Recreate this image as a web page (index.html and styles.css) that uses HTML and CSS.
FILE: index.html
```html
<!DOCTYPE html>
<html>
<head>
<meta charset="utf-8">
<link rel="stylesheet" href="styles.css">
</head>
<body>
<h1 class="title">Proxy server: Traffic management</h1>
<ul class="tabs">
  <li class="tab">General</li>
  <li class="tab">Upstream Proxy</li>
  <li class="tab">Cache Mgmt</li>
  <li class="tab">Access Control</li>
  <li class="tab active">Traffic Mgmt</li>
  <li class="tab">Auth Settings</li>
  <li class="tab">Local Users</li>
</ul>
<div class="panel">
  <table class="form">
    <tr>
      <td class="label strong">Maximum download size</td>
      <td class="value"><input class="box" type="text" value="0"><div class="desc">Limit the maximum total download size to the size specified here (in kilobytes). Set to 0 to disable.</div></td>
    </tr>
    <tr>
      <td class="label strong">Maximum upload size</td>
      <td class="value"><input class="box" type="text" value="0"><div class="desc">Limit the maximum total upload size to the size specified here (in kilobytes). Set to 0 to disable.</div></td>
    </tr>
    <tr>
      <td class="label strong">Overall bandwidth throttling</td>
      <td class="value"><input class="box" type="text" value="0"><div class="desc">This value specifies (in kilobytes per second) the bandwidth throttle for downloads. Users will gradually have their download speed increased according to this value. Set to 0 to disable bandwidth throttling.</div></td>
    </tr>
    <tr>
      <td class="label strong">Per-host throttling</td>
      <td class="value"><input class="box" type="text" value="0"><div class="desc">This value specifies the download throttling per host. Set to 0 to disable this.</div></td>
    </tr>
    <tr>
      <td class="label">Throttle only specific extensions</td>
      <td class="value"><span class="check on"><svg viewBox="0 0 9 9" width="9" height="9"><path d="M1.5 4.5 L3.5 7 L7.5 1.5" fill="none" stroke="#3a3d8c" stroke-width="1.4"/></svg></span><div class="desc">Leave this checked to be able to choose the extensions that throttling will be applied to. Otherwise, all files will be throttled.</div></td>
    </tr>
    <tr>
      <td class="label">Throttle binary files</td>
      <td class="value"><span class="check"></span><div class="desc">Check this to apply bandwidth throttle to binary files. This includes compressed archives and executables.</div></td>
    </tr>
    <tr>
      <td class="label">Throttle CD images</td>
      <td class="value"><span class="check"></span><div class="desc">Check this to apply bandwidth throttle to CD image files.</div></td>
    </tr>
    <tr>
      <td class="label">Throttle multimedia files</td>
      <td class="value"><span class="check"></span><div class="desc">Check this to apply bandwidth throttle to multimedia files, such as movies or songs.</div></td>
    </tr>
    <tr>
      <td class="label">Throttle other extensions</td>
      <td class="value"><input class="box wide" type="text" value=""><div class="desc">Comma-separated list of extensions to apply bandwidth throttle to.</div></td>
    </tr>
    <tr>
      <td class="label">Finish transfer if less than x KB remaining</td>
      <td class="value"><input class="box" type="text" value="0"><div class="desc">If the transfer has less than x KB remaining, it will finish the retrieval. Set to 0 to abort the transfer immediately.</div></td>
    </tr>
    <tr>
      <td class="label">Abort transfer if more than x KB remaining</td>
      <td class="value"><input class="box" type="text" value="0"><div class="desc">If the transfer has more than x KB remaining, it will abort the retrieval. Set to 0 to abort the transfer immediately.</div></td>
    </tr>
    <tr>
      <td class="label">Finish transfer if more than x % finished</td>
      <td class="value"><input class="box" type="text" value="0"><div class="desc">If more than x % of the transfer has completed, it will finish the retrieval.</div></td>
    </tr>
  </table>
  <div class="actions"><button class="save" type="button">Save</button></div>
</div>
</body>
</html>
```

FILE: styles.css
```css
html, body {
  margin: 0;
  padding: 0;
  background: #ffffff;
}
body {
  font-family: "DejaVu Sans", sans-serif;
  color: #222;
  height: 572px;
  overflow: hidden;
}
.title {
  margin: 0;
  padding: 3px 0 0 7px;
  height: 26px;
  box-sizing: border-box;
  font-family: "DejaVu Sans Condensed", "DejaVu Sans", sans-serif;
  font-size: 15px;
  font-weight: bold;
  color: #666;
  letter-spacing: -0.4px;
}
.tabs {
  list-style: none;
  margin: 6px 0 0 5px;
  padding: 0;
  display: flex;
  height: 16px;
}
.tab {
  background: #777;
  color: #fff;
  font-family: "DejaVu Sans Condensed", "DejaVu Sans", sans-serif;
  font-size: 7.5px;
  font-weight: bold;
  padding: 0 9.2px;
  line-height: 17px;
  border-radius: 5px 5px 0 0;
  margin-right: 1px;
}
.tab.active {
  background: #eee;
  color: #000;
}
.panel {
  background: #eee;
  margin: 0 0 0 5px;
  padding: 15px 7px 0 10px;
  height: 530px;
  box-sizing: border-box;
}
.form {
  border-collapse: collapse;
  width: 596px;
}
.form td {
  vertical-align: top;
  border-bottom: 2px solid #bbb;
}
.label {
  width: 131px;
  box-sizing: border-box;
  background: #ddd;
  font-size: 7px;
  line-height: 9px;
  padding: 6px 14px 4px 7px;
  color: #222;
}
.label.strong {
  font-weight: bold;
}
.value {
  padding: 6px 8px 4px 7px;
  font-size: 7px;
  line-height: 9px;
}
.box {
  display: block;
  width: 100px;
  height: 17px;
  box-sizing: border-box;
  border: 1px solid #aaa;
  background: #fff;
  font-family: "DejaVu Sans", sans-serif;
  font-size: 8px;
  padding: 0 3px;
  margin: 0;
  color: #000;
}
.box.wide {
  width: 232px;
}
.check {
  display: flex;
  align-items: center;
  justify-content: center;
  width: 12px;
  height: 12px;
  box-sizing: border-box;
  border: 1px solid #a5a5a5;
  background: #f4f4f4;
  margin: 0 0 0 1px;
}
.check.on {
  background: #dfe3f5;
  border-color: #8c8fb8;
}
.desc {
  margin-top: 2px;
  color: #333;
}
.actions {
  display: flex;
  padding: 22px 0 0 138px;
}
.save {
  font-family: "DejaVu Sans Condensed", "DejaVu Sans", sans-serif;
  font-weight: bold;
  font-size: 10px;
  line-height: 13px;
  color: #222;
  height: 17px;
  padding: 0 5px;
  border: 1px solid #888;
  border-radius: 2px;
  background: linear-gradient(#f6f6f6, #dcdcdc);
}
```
= = =
_DIRECTIONS FOR THIS TASK_
Type out the full listing again, exactly as given.

_RESPONSE TO THIS TASK_
Recreate this image as a web page (index.html and styles.css) that uses HTML and CSS.
FILE: index.html
```html
<!DOCTYPE html>
<html>
<head>
<meta charset="utf-8">
<link rel="stylesheet" href="styles.css">
</head>
<body>
<h1 class="title">Proxy server: Traffic management</h1>
<ul class="tabs">
  <li class="tab">General</li>
  <li class="tab">Upstream Proxy</li>
  <li class="tab">Cache Mgmt</li>
  <li class="tab">Access Control</li>
  <li class="tab active">Traffic Mgmt</li>
  <li class="tab">Auth Settings</li>
  <li class="tab">Local Users</li>
</ul>
<div class="panel">
  <table class="form">
    <tr>
      <td class="label strong">Maximum download size</td>
      <td class="value"><input class="box" type="text" value="0"><div class="desc">Limit the maximum total download size to the size specified here (in kilobytes). Set to 0 to disable.</div></td>
    </tr>
    <tr>
      <td class="label strong">Maximum upload size</td>
      <td class="value"><input class="box" type="text" value="0"><div class="desc">Limit the maximum total upload size to the size specified here (in kilobytes). Set to 0 to disable.</div></td>
    </tr>
    <tr>
      <td class="label strong">Overall bandwidth throttling</td>
      <td class="value"><input class="box" type="text" value="0"><div class="desc">This value specifies (in kilobytes per second) the bandwidth throttle for downloads. Users will gradually have their download speed increased according to this value. Set to 0 to disable bandwidth throttling.</div></td>
    </tr>
    <tr>
      <td class="label strong">Per-host throttling</td>
      <td class="value"><input class="box" type="text" value="0"><div class="desc">This value specifies the download throttling per host. Set to 0 to disable this.</div></td>
    </tr>
    <tr>
      <td class="label">Throttle only specific extensions</td>
      <td class="value"><span class="check on"><svg viewBox="0 0 9 9" width="9" height="9"><path d="M1.5 4.5 L3.5 7 L7.5 1.5" fill="none" stroke="#3a3d8c" stroke-width="1.4"/></svg></span><div class="desc">Leave this checked to be able to choose the extensions that throttling will be applied to. Otherwise, all files will be throttled.</div></td>
    </tr>
    <tr>
      <td class="label">Throttle binary files</td>
      <td class="value"><span class="check"></span><div class="desc">Check this to apply bandwidth throttle to binary files. This includes compressed archives and executables.</div></td>
    </tr>
    <tr>
      <td class="label">Throttle CD images</td>
      <td class="value"><span class="check"></span><div class="desc">Check this to apply bandwidth throttle to CD image files.</div></td>
    </tr>
    <tr>
      <td class="label">Throttle multimedia files</td>
      <td class="value"><span class="check"></span><div class="desc">Check this to apply bandwidth throttle to multimedia files, such as movies or songs.</div></td>
    </tr>
    <tr>
      <td class="label">Throttle other extensions</td>
      <td class="value"><input class="box wide" type="text" value=""><div class="desc">Comma-separated list of extensions to apply bandwidth throttle to.</div></td>
    </tr>
    <tr>
      <td class="label">Finish transfer if less than x KB remaining</td>
      <td class="value"><input class="box" type="text" value="0"><div class="desc">If the transfer has less than x KB remaining, it will finish the retrieval. Set to 0 to abort the transfer immediately.</div></td>
    </tr>
    <tr>
      <td class="label">Abort transfer if more than x KB remaining</td>
      <td class="value"><input class="box" type="text" value="0"><div class="desc">If the transfer has more than x KB remaining, it will abort the retrieval. Set to 0 to abort the transfer immediately.</div></td>
    </tr>
    <tr>
      <td class="label">Finish transfer if more than x % finished</td>
      <td class="value"><input class="box" type="text" value="0"><div class="desc">If more than x % of the transfer has completed, it will finish the retrieval.</div></td>
    </tr>
  </table>
  <div class="actions"><button class="save" type="button">Save</button></div>
</div>
</body>
</html>
```

FILE: styles.css
```css
html, body {
  margin: 0;
  padding: 0;
  background: #ffffff;
}
body {
  font-family: "DejaVu Sans", sans-serif;
  color: #222;
  height: 572px;
  overflow: hidden;
}
.title {
  margin: 0;
  padding: 3px 0 0 7px;
  height: 26px;
  box-sizing: border-box;
  font-family: "DejaVu Sans Condensed", "DejaVu Sans", sans-serif;
  font-size: 15px;
  font-weight: bold;
  color: #666;
  letter-spacing: -0.4px;
}
.tabs {
  list-style: none;
  margin: 6px 0 0 5px;
  padding: 0;
  display: flex;
  height: 16px;
}
.tab {
  background: #777;
  color: #fff;
  font-family: "DejaVu Sans Condensed", "DejaVu Sans", sans-serif;
  font-size: 7.5px;
  font-weight: bold;
  padding: 0 9.2px;
  line-height: 17px;
  border-radius: 5px 5px 0 0;
  margin-right: 1px;
}
.tab.active {
  background: #eee;
  color: #000;
}
.panel {
  background: #eee;
  margin: 0 0 0 5px;
  padding: 15px 7px 0 10px;
  height: 530px;
  box-sizing: border-box;
}
.form {
  border-collapse: collapse;
  width: 596px;
}
.form td {
  vertical-align: top;
  border-bottom: 2px solid #bbb;
}
.label {
  width: 131px;
  box-sizing: border-box;
  background: #ddd;
  font-size: 7px;
  line-height: 9px;
  padding: 6px 14px 4px 7px;
  color: #222;
}
.label.strong {
  font-weight: bold;
}
.value {
  padding: 6px 8px 4px 7px;
  font-size: 7px;
  line-height: 9px;
}
.box {
  display: block;
  width: 100px;
  height: 17px;
  box-sizing: border-box;
  border: 1px solid #aaa;
  background: #fff;
  font-family: "DejaVu Sans", sans-serif;
  font-size: 8px;
  padding: 0 3px;
  margin: 0;
  color: #000;
}
.box.wide {
  width: 232px;
}
.check {
  display: flex;
  align-items: center;
  justify-content: center;
  width: 12px;
  height: 12px;
  box-sizing: border-box;
  border: 1px solid #a5a5a5;
  background: #f4f4f4;
  margin: 0 0 0 1px;
}
.check.on {
  background: #dfe3f5;
  border-color: #8c8fb8;
}
.desc {
  margin-top: 2px;
  color: #333;
}
.actions {
  display: flex;
  padding: 22px 0 0 138px;
}
.save {
  font-family: "DejaVu Sans Condensed", "DejaVu Sans", sans-serif;
  font-weight: bold;
  font-size: 10px;
  line-height: 13px;
  color: #222;
  height: 17px;
  padding: 0 5px;
  border: 1px solid #888;
  border-radius: 2px;
  background: linear-gradient(#f6f6f6, #dcdcdc);
}
```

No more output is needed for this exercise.